До сих пор нет-нет да возникают споры: а надо ли было стране тратить колоссальные средства на строительство БАМа, которая долгие годы после её прокладки так и не была задействована в достаточной мере и затраты не окупались?

Многострадальная эта магистраль. О том, чтобы проложить железную дорогу до Северо-Востока нашей страны и даже до американского континента, прозорливые люди говорили ещё более века назад. В советское время даже построили часть магистрали. Но закончить помешала Вторая мировая война. А когда гитлеровские полчища взяли в клещи Сталинград, с БАМа сняли рельсы и с их помощью проложили рокаду по льду Волги, что помогло улучшить снабжение наших войск, оставшихся на правом берегу реки.
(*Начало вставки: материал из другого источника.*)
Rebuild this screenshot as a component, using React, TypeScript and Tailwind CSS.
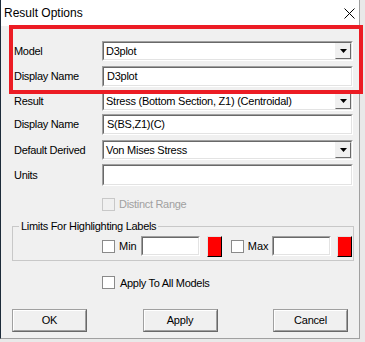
import React from "react";

const font = { fontFamily: '"Liberation Sans", Arial, sans-serif' };

function Sunken({ className = "", children }: { className?: string; children?: React.ReactNode }) {
  return (
    <div className={`border border-t-[#a0a0a0] border-l-[#a0a0a0] border-r-white border-b-white ${className}`}>
      <div className="h-full w-full border border-t-[#696969] border-l-[#696969] border-r-[#e3e3e3] border-b-[#e3e3e3] bg-white flex items-center">
        {children}
      </div>
    </div>
  );
}

function Combo({ text }: { text: string }) {
  return (
    <Sunken className="w-[251px] h-[20px]">
      <span className="flex-1 pl-[2px] text-[11px] tracking-[-0.25px] text-black leading-none whitespace-nowrap overflow-hidden">{text}</span>
      <div className="w-[16px] h-[16px] bg-[#f0f0f0] border border-t-[#f0f0f0] border-l-[#f0f0f0] border-r-[#696969] border-b-[#696969] flex items-center justify-center">
        <svg width="7" height="4" viewBox="0 0 7 4">
          <path d="M0 0H7L3.5 4Z" fill="#000" />
        </svg>
      </div>
    </Sunken>
  );
}

function TextBox({ text = "", className = "w-[251px] h-[21px]" }: { text?: string; className?: string }) {
  return (
    <Sunken className={className}>
      <span className="pl-[3px] text-[11px] tracking-[-0.25px] text-black leading-none whitespace-nowrap">{text}</span>
    </Sunken>
  );
}

function Check({ disabled = false }: { disabled?: boolean }) {
  return (
    <div
      className={`w-[13px] h-[13px] border ${
        disabled ? "border-[#c8c8c8] bg-[#f0f0f0]" : "border-[#8a8a8a] bg-white"
      }`}
    />
  );
}

function Row({ label, children, className = "" }: { label: string; children: React.ReactNode; className?: string }) {
  return (
    <div className={`flex items-center ${className}`}>
      <div className="w-[101px] shrink-0 pl-[13px] text-[11px] tracking-[-0.3px] text-black whitespace-nowrap">{label}</div>
      {children}
    </div>
  );
}

function ColorBtn() {
  return (
    <div className="w-[15px] h-[21px] bg-[#ff0000] border border-t-[#e3e3e3] border-l-[#e3e3e3] border-r-black border-b-black" />
  );
}

function Button({ label }: { label: string }) {
  return (
    <div className="w-[75px] h-[23px] border border-t-[#a0a0a0] border-l-[#a0a0a0] border-r-[#696969] border-b-[#696969] bg-[#f0f0f0]">
      <div className="h-full w-full border border-t-white border-l-white border-r-[#a0a0a0] border-b-[#a0a0a0] flex items-center justify-center text-[11px] tracking-[-0.2px] text-black">
        {label}
      </div>
    </div>
  );
}

export default function App() {
  return (
    <div className="relative w-[365px] h-[342px] bg-[#e9e9e9] overflow-hidden" style={font}>
      <div className="w-[360px] h-[339px] bg-[#f0f0f0] border-r border-b border-[#a0a0a0] border-l border-l-[#1d2b3a] flex flex-col">
        {/* title bar */}
        <div className="h-[26px] bg-white flex items-center justify-between pl-[3px] pr-[4px]">
          <span className="text-[12px] text-black">Result Options</span>
          <svg width="11" height="11" viewBox="0 0 11 11">
            <path d="M0.5 0.5L10.5 10.5M10.5 0.5L0.5 10.5" stroke="#000" strokeWidth="1" />
          </svg>
        </div>

        <Row label="Model" className="mt-[15px]">
          <Combo text="D3plot" />
        </Row>
        <Row label="Display Name" className="mt-[5px]">
          <TextBox text="D3plot" />
        </Row>
        <Row label="Result" className="mt-[4px]">
          <Combo text="Stress (Bottom Section, Z1) (Centroidal)" />
        </Row>
        <Row label="Display Name" className="mt-[3px]">
          <TextBox text="S(BS,Z1)(C)" />
        </Row>
        <Row label="Default Derived" className="mt-[5px]">
          <Combo text="Von Mises Stress" />
        </Row>
        <Row label="Units" className="mt-[4px]">
          <TextBox className="w-[251px] h-[22px]" />
        </Row>

        <div className="mt-[10px] pl-[101px] flex items-center gap-[4px]">
          <Check disabled />
          <span className="text-[11px] tracking-[-0.3px] text-[#a0a0a0]">Distinct Range</span>
        </div>

        <fieldset className="mt-[7px] ml-[11px] w-[342px] h-[41px] border border-[#c8c8c8] rounded-none px-0">
          <legend className="ml-[6px] px-[2px] text-[11px] tracking-[-0.3px] text-black leading-[13px]">Limits For Highlighting Labels</legend>
          <div className="flex items-center pl-[89px] mt-[3px]">
            <Check />
            <span className="ml-[4px] text-[11px] text-black">Min</span>
            <TextBox className="ml-[4px] w-[59px] h-[20px]" />
            <div className="ml-[7px]">
              <ColorBtn />
            </div>
            <div className="ml-[9px]">
              <Check />
            </div>
            <span className="ml-[4px] text-[11px] text-black">Max</span>
            <TextBox className="ml-[3px] w-[59px] h-[20px]" />
            <div className="ml-[6px]">
              <ColorBtn />
            </div>
          </div>
        </fieldset>

        <div className="mt-[14px] pl-[101px] flex items-center gap-[5px]">
          <Check />
          <span className="text-[11px] tracking-[-0.3px] text-black">Apply To All Models</span>
        </div>

        <div className="mt-[18px] pl-[11px] pr-[6px] flex items-center justify-between w-[353px]">
          <Button label="OK" />
          <Button label="Apply" />
          <Button label="Cancel" />
        </div>
      </div>

      {/* annotation overlay */}
      <div className="absolute left-[9px] top-[25px] w-[354px] h-[69px] border-[4px] border-[#ec1c24] pointer-events-none" />
    </div>
  );
}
В 1970-е годы публично отрицать надобность в прокладке дублёра Транссиба было невозможно. Решению высшей советской власти противоречить – всё равно, что приговорить себя к антисоветизму со всеми вытекающими последствиями. А вот для объяснения пользы привлекались весьма влиятельные силы.

Военно-стратегический довод: БАМ нужен, потому что Транссиб проходит слишком близко к границе с Китаем, следовательно уязвим в случае военного конфликта с могущественным соседом, и Дальний Восток окажется отрезанным от страны.

Экономический довод: новая магистраль короче, вдоль неё разведаны многие полезные ископаемые и только ждут развития транспорта. После строительства БАМа здесь появятся новые территориально-промышленные комплексы, твердил весьма влиятельный в ту пору академик Абел Аганбегян. Страна получит дополнительный стимул для развития экономики.